### TASK STATEMENT
Take every line that has the string "React" and copy it out.

### PROVIDED DATA

***

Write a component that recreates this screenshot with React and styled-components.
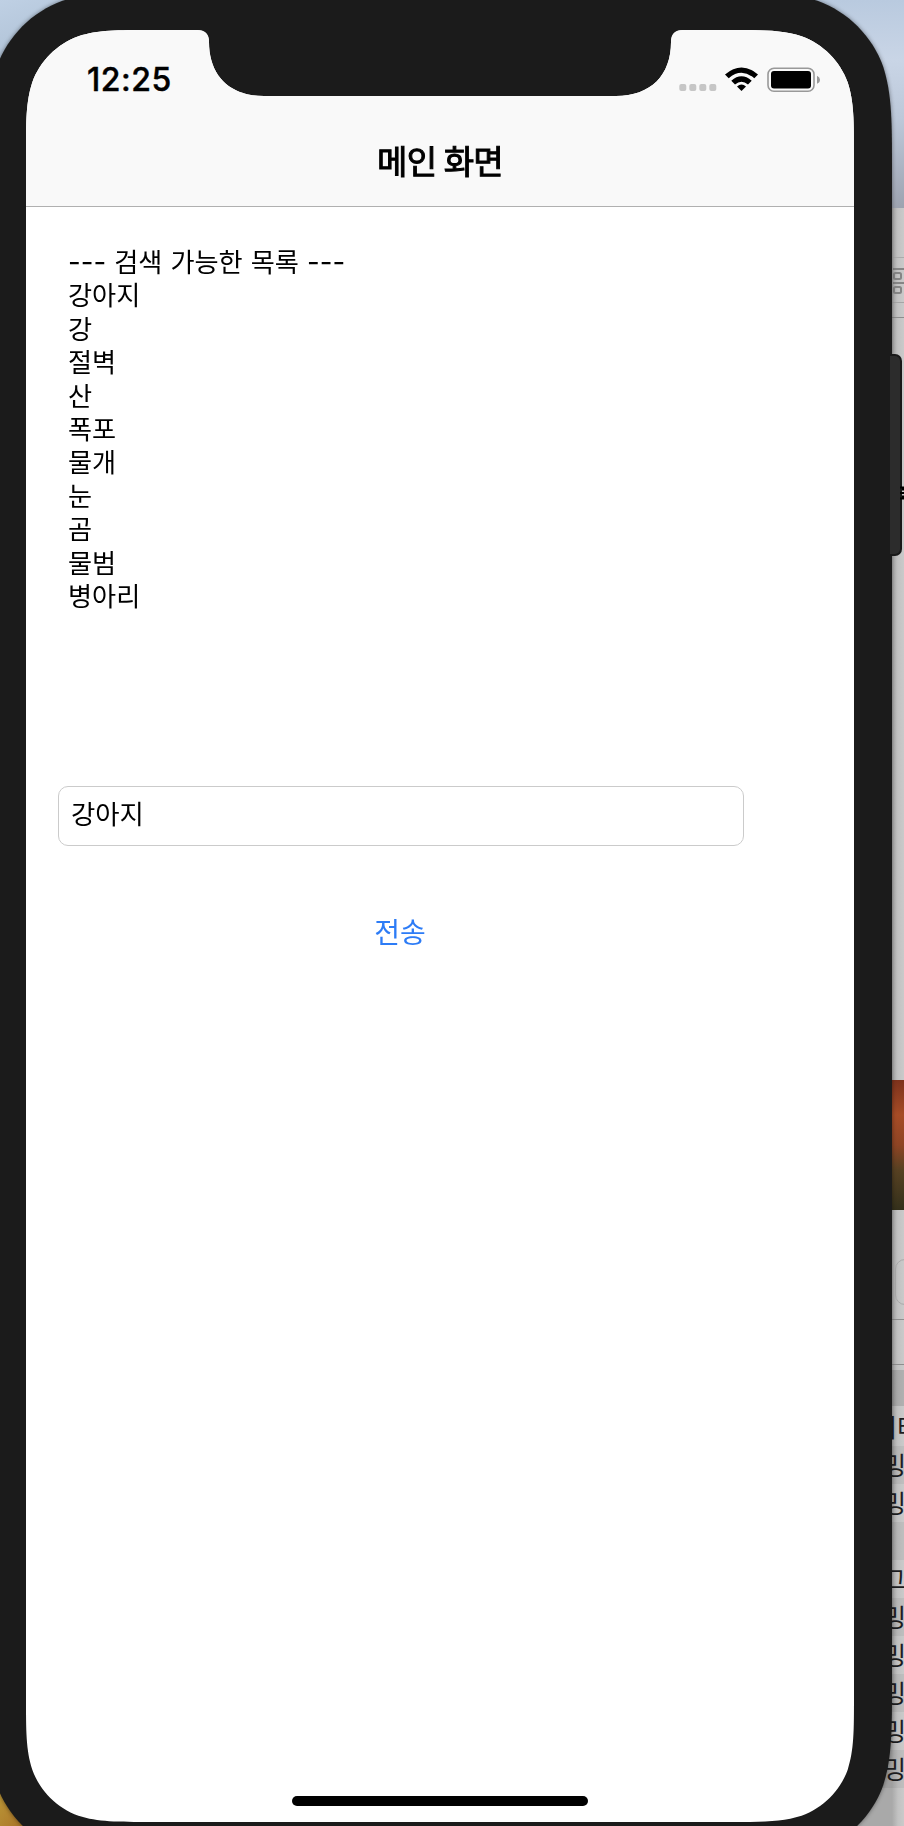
import React from "react";
import styled, { createGlobalStyle, css } from "styled-components";

const GlobalStyle = createGlobalStyle`
  * { box-sizing: border-box; }
  html, body { margin: 0; padding: 0; overflow: hidden; }
  body { font-family: Inter, "Noto Sans CJK KR", sans-serif; }
`;

const korean = css`
  font-family: "Noto Sans CJK KR", sans-serif;
`;

const Desktop = styled.div`
  position: relative;
  width: 904px;
  height: 1826px;
  overflow: hidden;
  display: flex;
  justify-content: space-between;
  background: linear-gradient(180deg, #b9cadf 0, #c9d5e6 60px, #bcc8d9 120px, #9da3b0 208px);
`;

const Wallpaper = styled.div`
  width: 70px;
  display: flex;
  flex-direction: column;
  justify-content: space-between;
`;

const Sky = styled.div`
  height: 70px;
  background: linear-gradient(160deg, #bfd0e4 0%, #b4c6da 50%, #8795a6 100%);
`;

const Meadow = styled.div`
  height: 70px;
  background: linear-gradient(120deg, #c2a63d 0%, #ad7a2b 50%, #8a5d25 100%);
`;

const BackWindow = styled.div`
  width: 54px;
  margin-top: 208px;
  height: 1618px;
  overflow: hidden;
  background: linear-gradient(90deg, #a9a9a9 0, #a9a9a9 42px, #c2c2c2 48px, #cacaca 54px);
  display: flex;
  flex-direction: column;
`;

const Band = styled.div`
  flex: none;
  height: ${(p) => p.$h}px;
  border-bottom: ${(p) => (p.$line ? `1px solid ${p.$line}` : "none")};
  background: ${(p) => p.$bg || "transparent"};
`;

const TabBand = styled(Band)`
  padding: 9px 0 0 43px;
`;

const TabIcon = styled.svg`
  display: block;
  width: 11px;
  height: 27px;
`;

const Photo = styled.div`
  flex: none;
  height: 130px;
  background: linear-gradient(180deg, #7d321c 0, #a64c26 35px, #8e4424 65px, #574122 90px, #34301b 130px);
`;

const FieldEdge = styled.div`
  flex: none;
  width: 60px;
  height: 46px;
  margin: 49px 0 14px 45px;
  border: 1px solid #a9a9a9;
  border-radius: 10px;
`;

const Row = styled.div`
  ${korean}
  flex: none;
  height: 38px;
  line-height: 36px;
  display: flex;
  justify-content: flex-end;
  font-size: 25px;
  color: #1c1c1e;
  white-space: nowrap;
  background: ${(p) => (p.$dark ? "rgba(0,0,0,0.055)" : "transparent")};
`;

const RowText = styled.span`
  margin-right: ${(p) => p.$shift || 0}px;
`;

const PhoneShadow = styled.div`
  position: absolute;
  left: -12px;
  top: -8px;
  filter: drop-shadow(0 0 2px rgba(0, 0, 0, 0.45));
`;

const Phone = styled.div`
  width: 904px;
  height: 1868px;
  padding: 38px;
  background: #1b1b1b;
  clip-path: path("${(p) => p.$shape}");
`;

const SideButton = styled.div`
  position: absolute;
  left: 890px;
  top: 354px;
  width: 12px;
  height: 202px;
  border: 2px solid #191919;
  border-left: none;
  border-radius: 0 7px 7px 0;
  background: #2c2c2c;
`;

const Badge = styled.svg`
  position: absolute;
  left: 900px;
  top: 486px;
  width: 4px;
  height: 14px;
`;

const Screen = styled.div`
  width: 828px;
  height: 1792px;
  background: #fff;
  clip-path: path("${(p) => p.$shape}");
  display: flex;
  flex-direction: column;
`;

const Header = styled.header`
  height: 177px;
  background: #f9f9f9;
  border-bottom: 1px solid #b0b0b0;
  display: flex;
  flex-direction: column;
`;

const StatusBar = styled.div`
  height: 88px;
  padding: 12px 33px 0 61px;
  display: flex;
  justify-content: space-between;
  align-items: center;
`;

const Clock = styled.div`
  font: 500 32px/38px Inter, sans-serif;
  letter-spacing: 0.5px;
  -webkit-text-stroke: 0.4px #000;
  color: #000;
`;

const StatusIcons = styled.svg`
  display: block;
  width: 142px;
  height: 26px;
`;

const Title = styled.h1`
  ${korean}
  margin: 0;
  height: 84px;
  line-height: 84px;
  text-align: center;
  font-size: 33px;
  font-weight: 400;
  letter-spacing: -0.8px;
  word-spacing: 1px;
  -webkit-text-stroke: 1px #000;
  color: #000;
`;

const Content = styled.main`
  flex: 1;
  display: flex;
  flex-direction: column;
  align-items: flex-start;
  padding: 38px 32px 0;
`;

const WordList = styled.div`
  ${korean}
  height: 541px;
  padding-left: 10px;
  font-size: 26.2px;
  line-height: 33.4px;
  color: #000;
`;

const Heading = styled.div`
  height: 33.4px;
  white-space: pre;
  word-spacing: 2.2px;
`;

const Dashes = styled.span`
  font-family: Inter, sans-serif;
  font-size: 27.6px;
  line-height: 1;
`;

const Field = styled.input`
  ${korean}
  width: 686px;
  height: 60px;
  padding: 0 13px 7px 12px;
  border: 1px solid #cbcbcb;
  border-radius: 10px;
  background: #fff;
  outline: none;
  font-size: 26.4px;
  color: #000;
`;

const SendButton = styled.button`
  ${korean}
  width: 684px;
  height: 60px;
  margin-top: 55px;
  padding: 0;
  border: 0;
  background: none;
  font-size: 28px;
  color: #2d7cf6;
`;

const HomeBar = styled.div`
  width: 296px;
  height: 10px;
  margin: 0 auto 16px;
  border-radius: 5px;
  background: #000;
`;

// Rounded rectangle with continuous-curvature corners.
function squircle(w, h, r, notch = "") {
  const a = 1.52866 * r, b = 1.08849 * r, c = 0.86841 * r;
  const d = 0.63149 * r, e = 0.07491 * r, f = 0.37282 * r, g = 0.16906 * r;
  return (
    `M${a} 0 ${notch} L${w - a} 0 C${w - b} 0 ${w - c} 0 ${w - d} ${e} ` +
    `C${w - f} ${g} ${w - g} ${f} ${w - e} ${d} C${w} ${c} ${w} ${b} ${w} ${a} ` +
    `L${w} ${h - a} C${w} ${h - b} ${w} ${h - c} ${w - e} ${h - d} ` +
    `C${w - g} ${h - f} ${w - f} ${h - g} ${w - d} ${h - e} C${w - c} ${h} ${w - b} ${h} ${w - a} ${h} ` +
    `L${a} ${h} C${b} ${h} ${c} ${h} ${d} ${h - e} C${f} ${h - g} ${g} ${h - f} ${e} ${h - d} ` +
    `C0 ${h - c} 0 ${h - b} 0 ${h - a} L0 ${a} C0 ${b} 0 ${c} ${e} ${d} ` +
    `C${g} ${f} ${f} ${g} ${d} ${e} C${c} 0 ${b} 0 ${a} 0Z`
  );
}

const NOTCH =
  "L171 0 C179 0 183 4 183 12 C183 45 203 66 238 66 L590 66 C625 66 645 45 645 12 C645 4 649 0 657 0";
const PHONE_SHAPE = squircle(904, 1868, 118);
const SCREEN_SHAPE = squircle(828, 1792, 83, NOTCH);

const words = ["강아지", "강", "절벽", "산", "폭포", "물개", "눈", "곰", "물범", "병아리"];
const rows = [
  { text: "이터", shift: -16 },
  { text: "밍", shift: -2 },
  { text: "밍", shift: -2 },
  { text: "" },
  { text: "그", shift: -2 },
  { text: "밍", shift: -2 },
  { text: "밍", shift: -2 },
  { text: "밍", shift: -2 },
  { text: "밍", shift: -2 },
  { text: "밍", shift: -2 },
];

function Icons() {
  return (
    <StatusIcons viewBox="0 0 142 26">
      {[0, 10, 20, 30].map((x) => (
        <rect key={x} x={x + 0.3} y="17" width="7" height="7" rx="2" fill="#c6c6c6" />
      ))}
      <path d="M46 7.5 Q62.5 -6.5 79 7.5 L75.3 11.2 Q62.5 0.5 49.7 11.2Z" />
      <path d="M52.3 13.7 Q62.5 5 72.7 13.7 L69 17.4 Q62.5 12 56 17.4Z" />
      <path d="M58 19.4 Q62.5 15.8 67 19.4 L62.5 24Z" />
      <rect x="89" y="1.2" width="46" height="23" rx="6" fill="none" stroke="#999" strokeWidth="1.6" />
      <rect x="92" y="4" width="40" height="17.4" rx="3" />
      <path d="M138 8.7 Q141 10 141 12.7 Q141 15.5 138 16.8Z" fill="#999" />
    </StatusIcons>
  );
}

export default function App() {
  return (
    <>
      <GlobalStyle />
      <Desktop>
        <Wallpaper>
          <Sky />
          <Meadow />
        </Wallpaper>
        <BackWindow>
          <Band $h={50} $line="#ababab" />
          <TabBand $h={45} $line="#a5a5a5">
            <TabIcon viewBox="0 0 11 27" fill="none" stroke="#858585" strokeWidth="2">
              <path d="M0 2H11M0 16H11" />
              <rect x="1" y="6" width="7" height="6" rx="1.5" />
              <rect x="1" y="20" width="7" height="6" rx="1.5" />
            </TabIcon>
          </TabBand>
          <Band $h={15} $line="#8d8d8d" />
          <Band $h={762} />
          <Photo />
          <FieldEdge />
          <Band $h={1} $bg="#8e8e8e" />
          <Band $h={45} $line="#8e8e8e" />
          <Band $h={5} />
          <Band $h={36} $bg="rgba(0,0,0,0.12)" />
          <Band $h={2} />
          {rows.map((row, i) => (
            <Row key={i} $dark={i % 2 === 1}>
              <RowText $shift={row.shift}>{row.text}</RowText>
            </Row>
          ))}
        </BackWindow>
        <PhoneShadow>
          <Phone $shape={PHONE_SHAPE}>
            <Screen $shape={SCREEN_SHAPE}>
              <Header>
                <StatusBar>
                  <Clock>12:25</Clock>
                  <Icons />
                </StatusBar>
                <Title>메인 화면</Title>
              </Header>
              <Content>
                <WordList>
                  <Heading>
                    <Dashes>---</Dashes> 검색 가능한 목록 <Dashes>---</Dashes>
                  </Heading>
                  {words.map((w) => (
                    <div key={w}>{w}</div>
                  ))}
                </WordList>
                <Field defaultValue="강아지" />
                <SendButton>전송</SendButton>
              </Content>
              <HomeBar />
            </Screen>
          </Phone>
        </PhoneShadow>
        <SideButton />
        <Badge viewBox="0 0 4 14" fill="none" stroke="#000" strokeWidth="2">
          <path d="M0 1.5H3V4.5M0 7H4M0 12.5H3V9.5" />
        </Badge>
      </Desktop>
    </>
  );
}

***

### OUTPUT OF THE EXERCISE
Write a component that recreates this screenshot with React and styled-components.
import React from "react";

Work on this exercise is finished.